> _What is expected_: Give the number of lines below that contain the word "components", and nothing else.

begin Data supplied

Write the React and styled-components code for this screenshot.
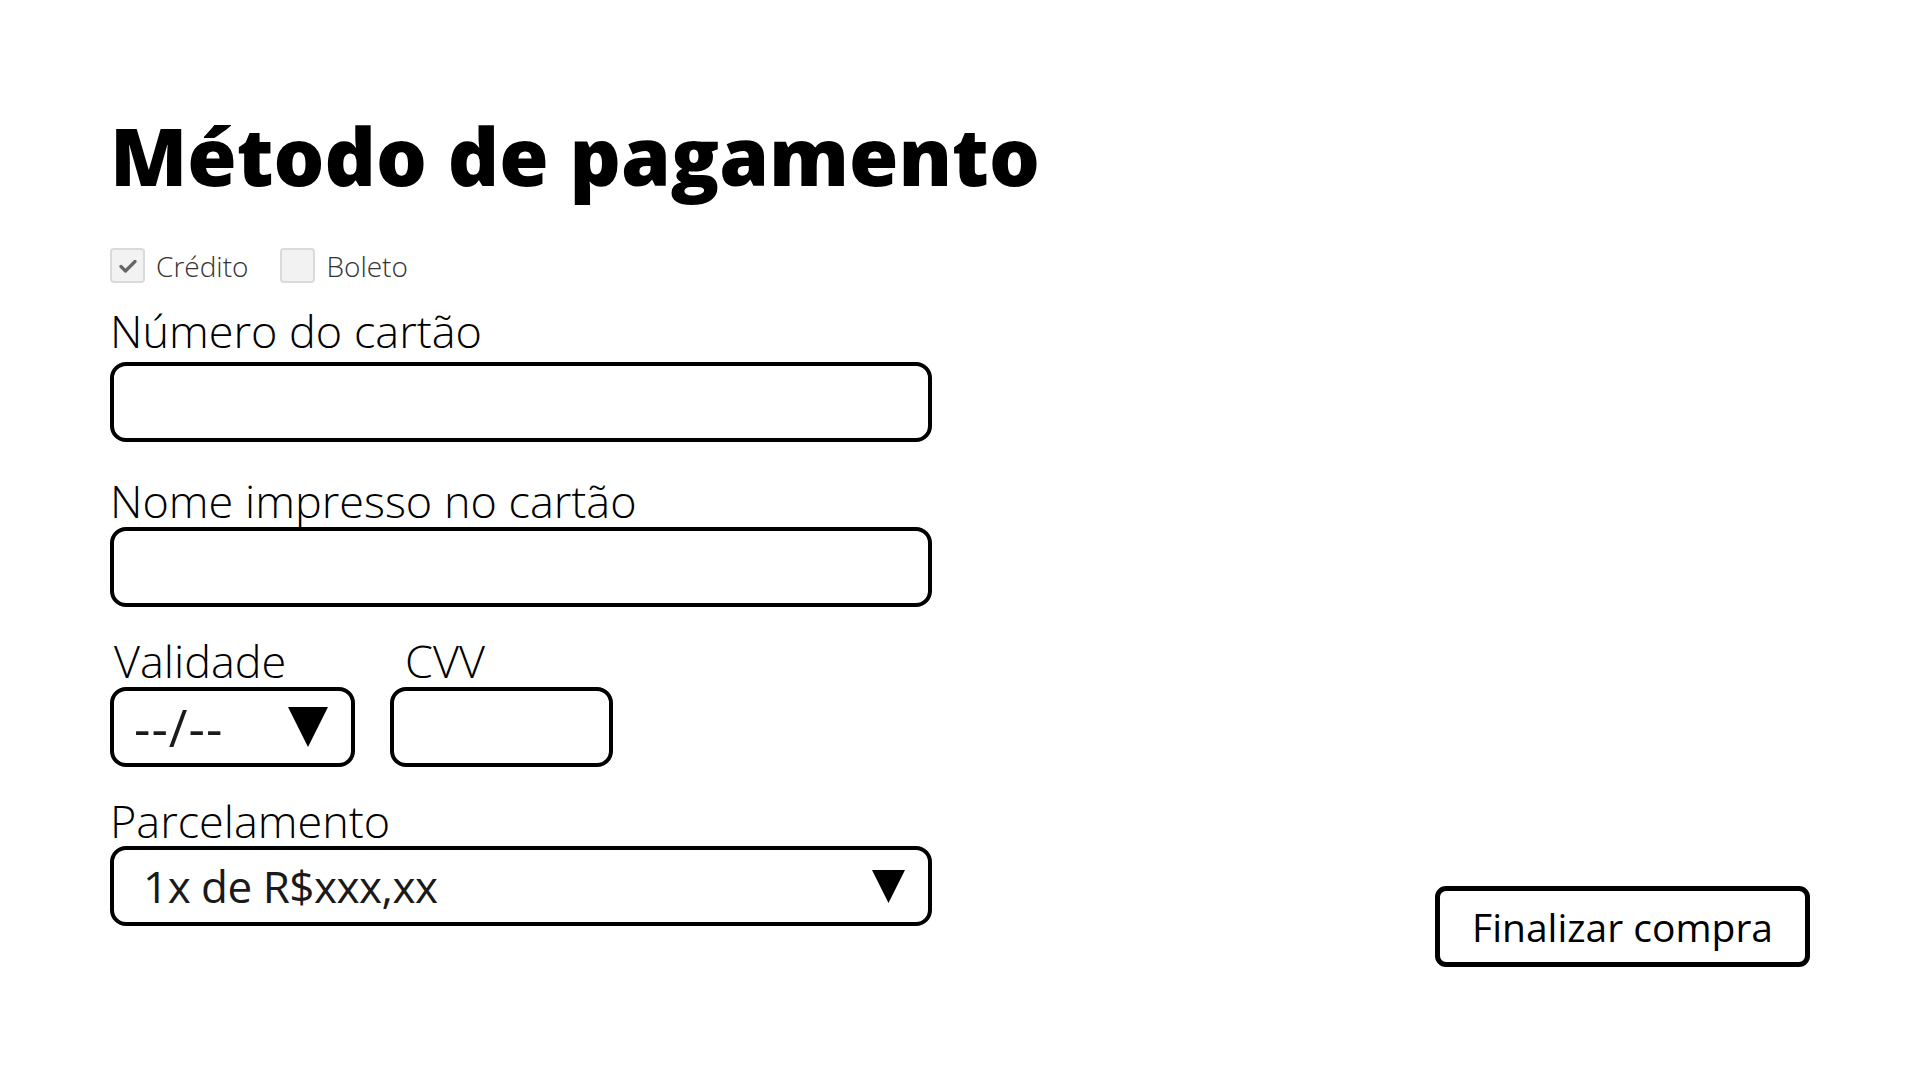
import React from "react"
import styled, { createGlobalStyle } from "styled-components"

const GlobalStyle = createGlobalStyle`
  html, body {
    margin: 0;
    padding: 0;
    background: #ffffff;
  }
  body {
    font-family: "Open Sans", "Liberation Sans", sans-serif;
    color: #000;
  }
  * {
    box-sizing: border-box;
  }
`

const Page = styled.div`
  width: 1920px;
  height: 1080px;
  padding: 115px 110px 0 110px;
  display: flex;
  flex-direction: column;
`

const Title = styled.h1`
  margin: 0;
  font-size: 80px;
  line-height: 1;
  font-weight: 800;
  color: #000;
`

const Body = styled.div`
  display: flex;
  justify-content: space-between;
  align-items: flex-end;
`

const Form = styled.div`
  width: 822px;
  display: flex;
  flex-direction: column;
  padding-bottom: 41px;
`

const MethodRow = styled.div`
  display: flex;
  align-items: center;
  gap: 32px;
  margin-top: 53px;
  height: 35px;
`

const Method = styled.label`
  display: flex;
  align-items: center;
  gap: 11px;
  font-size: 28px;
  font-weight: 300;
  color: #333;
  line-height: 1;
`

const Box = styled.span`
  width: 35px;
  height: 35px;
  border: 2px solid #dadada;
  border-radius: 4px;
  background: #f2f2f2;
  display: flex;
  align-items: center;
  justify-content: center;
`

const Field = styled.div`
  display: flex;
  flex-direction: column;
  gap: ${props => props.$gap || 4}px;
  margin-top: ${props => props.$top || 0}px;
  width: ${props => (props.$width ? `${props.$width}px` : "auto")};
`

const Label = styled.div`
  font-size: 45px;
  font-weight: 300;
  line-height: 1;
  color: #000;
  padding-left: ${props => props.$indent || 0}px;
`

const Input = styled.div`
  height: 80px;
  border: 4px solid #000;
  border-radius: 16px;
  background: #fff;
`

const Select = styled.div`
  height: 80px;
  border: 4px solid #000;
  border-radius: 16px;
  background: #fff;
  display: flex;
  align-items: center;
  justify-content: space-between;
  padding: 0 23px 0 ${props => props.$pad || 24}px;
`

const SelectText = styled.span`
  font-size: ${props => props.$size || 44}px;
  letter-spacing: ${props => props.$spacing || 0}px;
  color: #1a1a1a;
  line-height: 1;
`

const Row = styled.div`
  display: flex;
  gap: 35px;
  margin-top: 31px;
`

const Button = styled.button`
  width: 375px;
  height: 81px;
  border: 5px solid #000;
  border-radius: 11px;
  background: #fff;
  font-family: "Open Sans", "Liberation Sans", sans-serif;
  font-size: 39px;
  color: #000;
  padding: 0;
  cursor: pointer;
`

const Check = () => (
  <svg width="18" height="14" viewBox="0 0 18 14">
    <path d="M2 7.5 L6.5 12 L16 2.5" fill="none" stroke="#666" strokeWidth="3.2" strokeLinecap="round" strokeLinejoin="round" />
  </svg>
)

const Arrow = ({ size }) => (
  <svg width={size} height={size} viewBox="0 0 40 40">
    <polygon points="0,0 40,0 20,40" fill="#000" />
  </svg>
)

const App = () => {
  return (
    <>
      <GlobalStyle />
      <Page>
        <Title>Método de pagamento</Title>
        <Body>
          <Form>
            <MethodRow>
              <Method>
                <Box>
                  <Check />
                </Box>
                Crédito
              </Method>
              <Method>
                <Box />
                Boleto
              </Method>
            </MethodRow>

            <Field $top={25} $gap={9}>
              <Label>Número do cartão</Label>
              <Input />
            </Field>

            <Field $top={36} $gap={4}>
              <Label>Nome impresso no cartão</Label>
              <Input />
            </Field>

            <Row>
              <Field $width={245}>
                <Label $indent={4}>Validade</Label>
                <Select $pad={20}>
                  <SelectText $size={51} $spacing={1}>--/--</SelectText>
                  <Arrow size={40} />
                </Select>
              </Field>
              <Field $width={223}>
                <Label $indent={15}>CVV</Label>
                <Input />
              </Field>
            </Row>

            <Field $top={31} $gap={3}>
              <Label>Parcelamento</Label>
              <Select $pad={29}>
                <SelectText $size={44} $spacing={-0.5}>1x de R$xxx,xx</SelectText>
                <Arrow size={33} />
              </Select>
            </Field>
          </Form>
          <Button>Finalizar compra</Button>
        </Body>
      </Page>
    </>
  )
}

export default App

end Data supplied
begin Data supplied

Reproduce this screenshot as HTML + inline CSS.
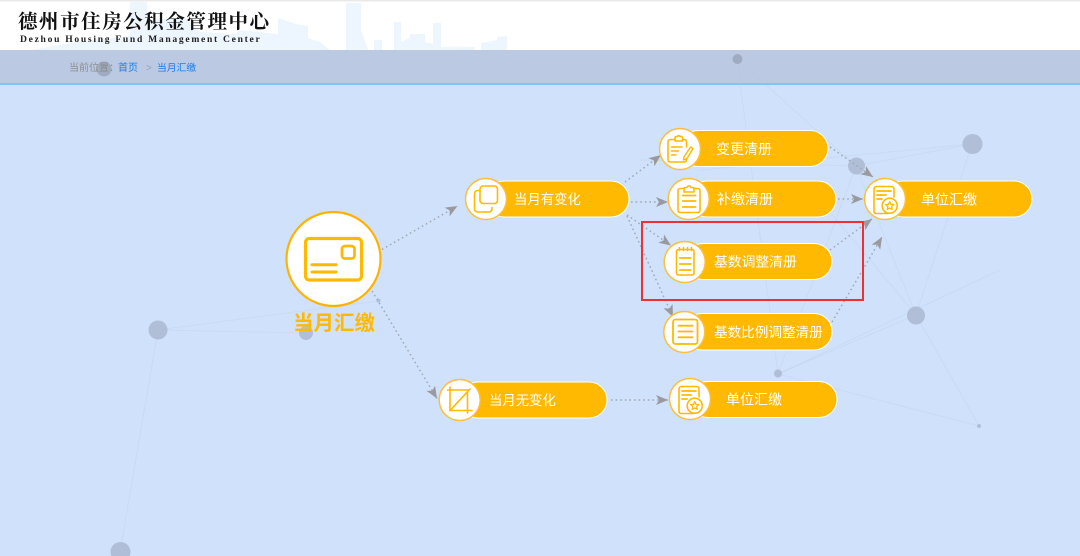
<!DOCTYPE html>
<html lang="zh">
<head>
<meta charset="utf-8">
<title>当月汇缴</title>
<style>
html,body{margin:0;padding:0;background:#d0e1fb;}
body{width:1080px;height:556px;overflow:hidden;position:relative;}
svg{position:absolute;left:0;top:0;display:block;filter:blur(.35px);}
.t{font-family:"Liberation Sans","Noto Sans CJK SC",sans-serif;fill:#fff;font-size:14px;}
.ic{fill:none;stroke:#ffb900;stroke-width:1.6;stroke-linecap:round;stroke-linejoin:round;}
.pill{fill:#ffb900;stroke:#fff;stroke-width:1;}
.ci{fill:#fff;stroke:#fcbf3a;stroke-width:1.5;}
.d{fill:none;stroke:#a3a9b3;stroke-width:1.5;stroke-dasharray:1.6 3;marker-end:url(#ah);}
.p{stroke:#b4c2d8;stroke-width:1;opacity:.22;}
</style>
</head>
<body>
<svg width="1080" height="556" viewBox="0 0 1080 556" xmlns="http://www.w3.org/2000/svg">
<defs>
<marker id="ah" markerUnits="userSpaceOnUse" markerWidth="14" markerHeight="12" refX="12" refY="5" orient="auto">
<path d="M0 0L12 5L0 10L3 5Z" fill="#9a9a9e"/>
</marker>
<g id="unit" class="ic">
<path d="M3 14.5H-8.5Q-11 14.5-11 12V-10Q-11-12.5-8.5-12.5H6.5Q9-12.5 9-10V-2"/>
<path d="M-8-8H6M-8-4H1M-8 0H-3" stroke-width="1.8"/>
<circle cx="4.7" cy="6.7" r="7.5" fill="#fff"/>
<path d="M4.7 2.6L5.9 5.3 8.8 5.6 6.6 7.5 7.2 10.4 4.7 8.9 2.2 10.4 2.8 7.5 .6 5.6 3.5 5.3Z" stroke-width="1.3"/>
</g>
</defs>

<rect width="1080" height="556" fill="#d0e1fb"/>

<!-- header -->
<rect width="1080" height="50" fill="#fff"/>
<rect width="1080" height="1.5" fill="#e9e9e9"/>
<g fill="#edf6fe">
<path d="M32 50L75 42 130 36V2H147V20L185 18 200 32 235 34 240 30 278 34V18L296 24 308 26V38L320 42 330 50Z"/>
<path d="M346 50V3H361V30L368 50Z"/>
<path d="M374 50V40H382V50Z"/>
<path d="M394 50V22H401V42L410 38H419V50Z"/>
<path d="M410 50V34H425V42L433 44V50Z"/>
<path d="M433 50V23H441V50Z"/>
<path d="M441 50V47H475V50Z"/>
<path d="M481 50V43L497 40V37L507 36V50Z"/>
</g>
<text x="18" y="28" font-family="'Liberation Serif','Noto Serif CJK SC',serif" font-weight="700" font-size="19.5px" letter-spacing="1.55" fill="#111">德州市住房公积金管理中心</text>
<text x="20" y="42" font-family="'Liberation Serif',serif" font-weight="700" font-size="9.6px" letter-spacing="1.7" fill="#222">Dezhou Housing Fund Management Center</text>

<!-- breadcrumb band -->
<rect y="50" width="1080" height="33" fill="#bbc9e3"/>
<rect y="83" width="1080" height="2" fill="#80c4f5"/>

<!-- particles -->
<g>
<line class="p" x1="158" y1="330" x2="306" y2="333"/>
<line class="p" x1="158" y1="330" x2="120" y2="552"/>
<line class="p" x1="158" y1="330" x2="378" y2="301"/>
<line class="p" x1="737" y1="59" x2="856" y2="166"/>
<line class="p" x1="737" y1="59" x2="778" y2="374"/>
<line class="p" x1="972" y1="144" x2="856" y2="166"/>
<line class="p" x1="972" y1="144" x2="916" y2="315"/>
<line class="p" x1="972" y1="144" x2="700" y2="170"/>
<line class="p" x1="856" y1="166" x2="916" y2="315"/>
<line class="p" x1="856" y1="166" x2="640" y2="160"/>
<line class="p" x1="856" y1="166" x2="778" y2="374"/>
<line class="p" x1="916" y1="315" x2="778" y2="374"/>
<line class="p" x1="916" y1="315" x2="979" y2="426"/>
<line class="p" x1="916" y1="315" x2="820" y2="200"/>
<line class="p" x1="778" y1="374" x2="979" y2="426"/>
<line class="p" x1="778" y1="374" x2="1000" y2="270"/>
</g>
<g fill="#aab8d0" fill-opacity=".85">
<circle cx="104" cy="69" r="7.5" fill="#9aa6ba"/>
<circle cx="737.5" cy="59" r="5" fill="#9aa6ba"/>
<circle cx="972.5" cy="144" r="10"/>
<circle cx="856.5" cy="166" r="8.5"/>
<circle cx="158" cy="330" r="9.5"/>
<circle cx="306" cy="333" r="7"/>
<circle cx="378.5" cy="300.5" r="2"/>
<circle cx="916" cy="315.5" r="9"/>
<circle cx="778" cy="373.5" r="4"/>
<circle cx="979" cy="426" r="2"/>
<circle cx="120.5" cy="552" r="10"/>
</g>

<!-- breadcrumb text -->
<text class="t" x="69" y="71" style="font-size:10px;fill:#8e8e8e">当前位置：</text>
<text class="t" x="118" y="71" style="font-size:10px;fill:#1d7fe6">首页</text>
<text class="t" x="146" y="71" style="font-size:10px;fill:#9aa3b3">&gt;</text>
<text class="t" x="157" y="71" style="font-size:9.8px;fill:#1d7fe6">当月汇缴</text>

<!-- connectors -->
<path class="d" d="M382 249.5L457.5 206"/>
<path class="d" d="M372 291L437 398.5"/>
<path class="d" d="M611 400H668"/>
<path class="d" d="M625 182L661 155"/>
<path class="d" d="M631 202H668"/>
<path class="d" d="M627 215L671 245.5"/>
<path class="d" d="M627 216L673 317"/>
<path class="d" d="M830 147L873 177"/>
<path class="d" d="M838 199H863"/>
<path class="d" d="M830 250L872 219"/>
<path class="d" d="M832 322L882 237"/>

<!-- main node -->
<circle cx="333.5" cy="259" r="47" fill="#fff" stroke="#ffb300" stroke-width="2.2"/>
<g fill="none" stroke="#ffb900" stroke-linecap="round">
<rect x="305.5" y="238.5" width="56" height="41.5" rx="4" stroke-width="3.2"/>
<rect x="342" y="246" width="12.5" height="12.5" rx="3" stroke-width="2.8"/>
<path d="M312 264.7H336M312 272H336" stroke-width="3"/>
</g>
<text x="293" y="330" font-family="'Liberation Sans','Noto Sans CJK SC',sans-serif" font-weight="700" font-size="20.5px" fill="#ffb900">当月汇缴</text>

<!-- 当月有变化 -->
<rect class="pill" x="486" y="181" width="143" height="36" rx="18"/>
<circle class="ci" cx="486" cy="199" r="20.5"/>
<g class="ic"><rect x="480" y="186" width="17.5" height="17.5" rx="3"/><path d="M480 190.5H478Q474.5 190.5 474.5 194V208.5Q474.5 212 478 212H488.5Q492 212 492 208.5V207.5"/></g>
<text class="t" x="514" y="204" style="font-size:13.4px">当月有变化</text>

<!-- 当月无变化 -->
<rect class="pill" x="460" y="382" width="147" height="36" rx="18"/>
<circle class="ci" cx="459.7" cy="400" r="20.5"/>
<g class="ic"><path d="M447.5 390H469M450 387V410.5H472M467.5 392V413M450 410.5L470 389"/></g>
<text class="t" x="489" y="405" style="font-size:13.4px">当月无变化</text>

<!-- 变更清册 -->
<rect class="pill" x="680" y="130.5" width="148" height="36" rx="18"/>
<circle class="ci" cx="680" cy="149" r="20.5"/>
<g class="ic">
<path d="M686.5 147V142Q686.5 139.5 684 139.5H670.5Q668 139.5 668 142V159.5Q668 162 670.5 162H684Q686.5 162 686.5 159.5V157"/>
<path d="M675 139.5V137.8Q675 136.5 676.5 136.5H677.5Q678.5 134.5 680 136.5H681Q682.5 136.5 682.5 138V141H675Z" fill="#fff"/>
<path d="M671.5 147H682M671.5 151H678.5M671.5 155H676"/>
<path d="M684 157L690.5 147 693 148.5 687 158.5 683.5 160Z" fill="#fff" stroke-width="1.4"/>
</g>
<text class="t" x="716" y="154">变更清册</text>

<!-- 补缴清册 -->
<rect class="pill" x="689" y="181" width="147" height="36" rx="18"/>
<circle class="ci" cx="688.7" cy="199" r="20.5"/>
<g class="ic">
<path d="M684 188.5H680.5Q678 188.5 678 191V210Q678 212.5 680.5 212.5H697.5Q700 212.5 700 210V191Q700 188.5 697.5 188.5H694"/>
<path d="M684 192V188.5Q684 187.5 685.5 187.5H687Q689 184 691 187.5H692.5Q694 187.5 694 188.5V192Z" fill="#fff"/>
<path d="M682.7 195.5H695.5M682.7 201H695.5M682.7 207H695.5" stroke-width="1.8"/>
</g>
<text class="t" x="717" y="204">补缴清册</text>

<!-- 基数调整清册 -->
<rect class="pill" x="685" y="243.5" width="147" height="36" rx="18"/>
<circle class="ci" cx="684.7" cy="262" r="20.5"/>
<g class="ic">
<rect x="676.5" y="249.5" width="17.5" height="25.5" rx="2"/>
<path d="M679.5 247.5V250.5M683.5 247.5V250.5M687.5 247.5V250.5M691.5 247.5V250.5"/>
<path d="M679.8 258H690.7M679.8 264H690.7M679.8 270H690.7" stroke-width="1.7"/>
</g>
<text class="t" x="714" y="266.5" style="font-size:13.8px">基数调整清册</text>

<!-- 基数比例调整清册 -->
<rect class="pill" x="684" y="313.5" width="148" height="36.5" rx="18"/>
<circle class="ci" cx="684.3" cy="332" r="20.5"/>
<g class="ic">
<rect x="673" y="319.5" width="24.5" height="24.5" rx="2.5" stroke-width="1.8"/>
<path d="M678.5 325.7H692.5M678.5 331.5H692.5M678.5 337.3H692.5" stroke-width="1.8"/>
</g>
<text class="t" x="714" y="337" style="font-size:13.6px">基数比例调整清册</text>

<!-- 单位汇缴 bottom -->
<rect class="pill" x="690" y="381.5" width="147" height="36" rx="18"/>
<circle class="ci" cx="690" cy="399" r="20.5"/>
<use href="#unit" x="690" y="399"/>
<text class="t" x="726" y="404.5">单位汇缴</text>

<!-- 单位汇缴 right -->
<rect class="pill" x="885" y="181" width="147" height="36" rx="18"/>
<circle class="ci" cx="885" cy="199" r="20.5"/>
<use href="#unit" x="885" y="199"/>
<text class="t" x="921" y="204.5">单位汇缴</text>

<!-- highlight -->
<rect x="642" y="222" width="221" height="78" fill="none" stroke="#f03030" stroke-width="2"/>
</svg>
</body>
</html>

end Data supplied

> _Task output_: 2